Only multiplicative linear functionals on $C[0,1]$

Question

Consider the Banach space ($C[0,1], \vert\vert\cdot\vert\vert_{\infty}$) of all continuous complex-valued functions on $[0,1]$ w.r.t $\vert\vert\cdot\vert\vert_{\infty}$. A linear functional $Z: C([0,1]) \to \mathbb{C}$ is called multiplicative if $Z(fg) = Z(f)Z(g)$ for all $f,g \in C([0,1])$. How do I show now that the functionals $$ d_x: C([0,1]) \to \mathbb{C},\quad d_x(f) = f(x)$$ are the only multiplicative functionals on $C([0,1])$ apart from the zero functional? I am familiar with Riesz representation theorem. Since the underlying set $[0,1]$ is compact, it holds that $C([0,1]) = C_0([0,1]) = C_c([0,1])$: Therefore, according to the Riesz representation theorem every positive linear functional has the form $$Z(f) = \int_{[0,1]} f d\mu.$$ This doesn't help me though since we are not necessarily talking about positive functionals. Should I assume that there is another linear functional that is multiplicative and then, on grounds of Riesz, show that this would lead to a contradiction. What should I consider here?

Answer 1

The first point is to show that $Z$ corresponds to a positive norm $1$ measure. The next ingredient is to use this to see that if $f,g$ are positive maps with disjoint support $Z(0)=Z(fg)=Z(f)Z(g)=0$ and either $Z(g)$ or $Z(f)$ is zero. But since $Z$ corresponds to a positive measure $\mu$ you must have zero mass either on $g^{-1}(\mathbb R_{>0})$ or on $f^{-1}(\mathbb R_{>0})$.

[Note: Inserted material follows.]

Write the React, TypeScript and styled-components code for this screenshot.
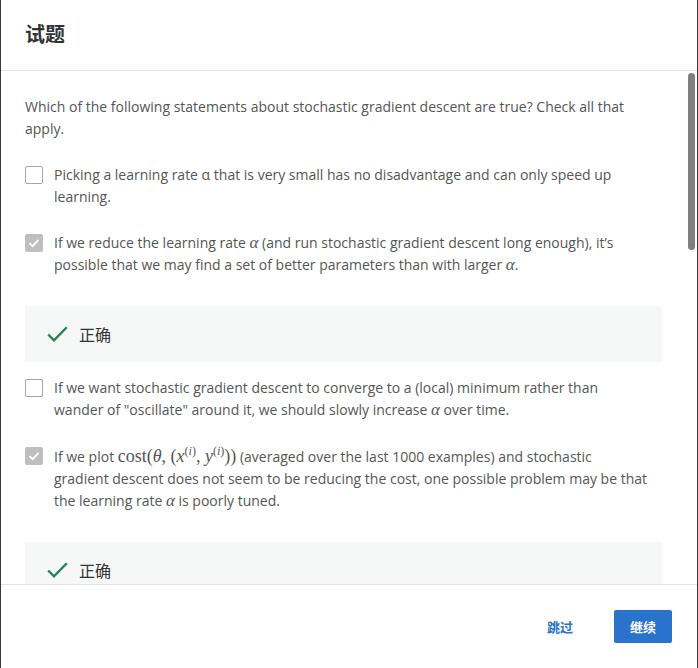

This allows you to see, for any two disjoint closed sets one of the two must have mass zero. This should however imply that the measure was a dirac measure.

To see the first point: mass one follows from $1=Z(1)=\int1d\mu$. Positivity first requires that the measure is real, which can be done by assuming it has an imaginary component "located" somewhere and integrating the square of bump functions near that place, positivity then follows from any positive function having a positive root and then $Z(f^2)=Z(f)^2≥0$.

---

There is a sort of standard story to this result, which is told in a Banach Algebra setting.

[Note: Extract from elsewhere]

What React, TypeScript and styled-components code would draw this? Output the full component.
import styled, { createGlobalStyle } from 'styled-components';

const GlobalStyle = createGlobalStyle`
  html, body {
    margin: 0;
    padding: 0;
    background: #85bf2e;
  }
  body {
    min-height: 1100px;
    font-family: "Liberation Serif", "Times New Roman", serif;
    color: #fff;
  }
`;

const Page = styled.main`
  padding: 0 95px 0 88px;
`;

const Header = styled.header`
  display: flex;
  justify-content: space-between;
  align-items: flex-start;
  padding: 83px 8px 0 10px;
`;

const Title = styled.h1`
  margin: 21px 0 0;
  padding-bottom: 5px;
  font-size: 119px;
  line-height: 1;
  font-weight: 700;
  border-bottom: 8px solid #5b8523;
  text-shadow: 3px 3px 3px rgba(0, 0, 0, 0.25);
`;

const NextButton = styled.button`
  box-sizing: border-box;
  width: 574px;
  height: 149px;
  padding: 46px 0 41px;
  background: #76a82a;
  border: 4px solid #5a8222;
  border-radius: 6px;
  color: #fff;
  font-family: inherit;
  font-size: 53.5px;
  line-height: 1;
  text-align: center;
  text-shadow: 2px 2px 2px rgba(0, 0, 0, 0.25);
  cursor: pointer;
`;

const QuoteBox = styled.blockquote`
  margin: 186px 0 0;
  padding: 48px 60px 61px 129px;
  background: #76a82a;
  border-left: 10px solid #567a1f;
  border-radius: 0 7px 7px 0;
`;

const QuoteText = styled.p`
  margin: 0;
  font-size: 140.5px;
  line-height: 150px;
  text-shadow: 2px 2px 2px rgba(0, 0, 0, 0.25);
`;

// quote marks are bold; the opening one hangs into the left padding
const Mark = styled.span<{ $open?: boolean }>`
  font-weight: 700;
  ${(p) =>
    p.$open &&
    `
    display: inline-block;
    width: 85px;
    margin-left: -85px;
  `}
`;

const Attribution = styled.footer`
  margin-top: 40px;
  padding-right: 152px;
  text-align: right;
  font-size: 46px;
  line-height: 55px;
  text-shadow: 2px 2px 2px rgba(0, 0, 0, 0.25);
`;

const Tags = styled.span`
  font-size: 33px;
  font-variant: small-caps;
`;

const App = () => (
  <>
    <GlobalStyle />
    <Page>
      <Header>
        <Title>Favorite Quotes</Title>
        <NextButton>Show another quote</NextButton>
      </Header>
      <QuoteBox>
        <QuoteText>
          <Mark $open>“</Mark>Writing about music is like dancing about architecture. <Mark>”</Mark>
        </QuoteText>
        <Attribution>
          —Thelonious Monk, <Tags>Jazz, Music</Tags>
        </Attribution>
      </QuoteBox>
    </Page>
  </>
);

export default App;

$C[0,1]$ is a Banach algebra, as the product of two continuous functions is again continuous and $\|f\cdot g\|≤\|f\|\cdot\|g\|$. If $Z$ is a multiplicative linear map $C[0,1]\to\Bbb C$ you have that $\ker(Z)$ is an ideal. Indeed it must be a maximal ideal:

$Z$ induces a multiplicative map $\psi:C[0,1]/\ker(Z)\to \Bbb C$ with kernel $\{0\}$. This implies that $C[0,1]/Z$ is $\Bbb C$, since $\psi( x-\psi(x)1\,)=0$ implies $x=\psi(x)1$, so proportional to identity (since $Z(1)\overset!=1$). So $Z$ has to be a maximal ideal.

On the other hand maximal ideals in $C[0,1]$ are always of the form $N_x=\{f(x)=0\mid f\in C[0,1]\}$ for some $x$. This follows from showing that for an ideal $I$ the set $N(I)=\{x\mid f(x)=0\ \forall f\in I\}$ is not empty whenever $I\neq C[0,1]$ and then any proper ideal is contained in some $N_x$.

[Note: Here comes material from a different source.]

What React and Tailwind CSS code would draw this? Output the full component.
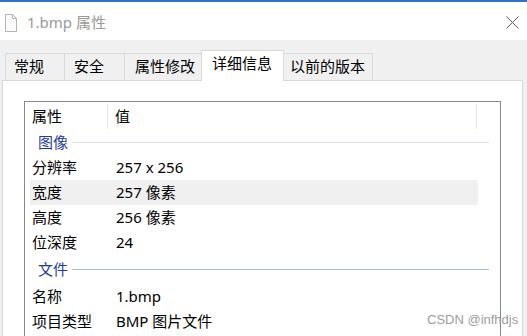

To see $N(I)=\emptyset$ implies $I=C[0,1]$ let $f_x\in I$ be any function not-vanishing at $x$. It follows $|f_x|^2$ lies in $I$ and from continuity $|f_x|^2$ is strictly greater than $0$ in some open neighbourhood of $x$. One has this for every $x$ and since $[0,1]$ is compact one can thus find a finite amount of $x_1,..,x_n$ so that $\sum |f_{x_i}|^2>0$ everywhere. But this is in $I$ and invertible so $I=C[0,1]$.

$\ker(Z)=N_x$ means that $f-Z(f)\,1$ must be $0$ at $x$ and thus $\delta_x(f -Z(f)\,1)=f(x)-Z(f)=0$.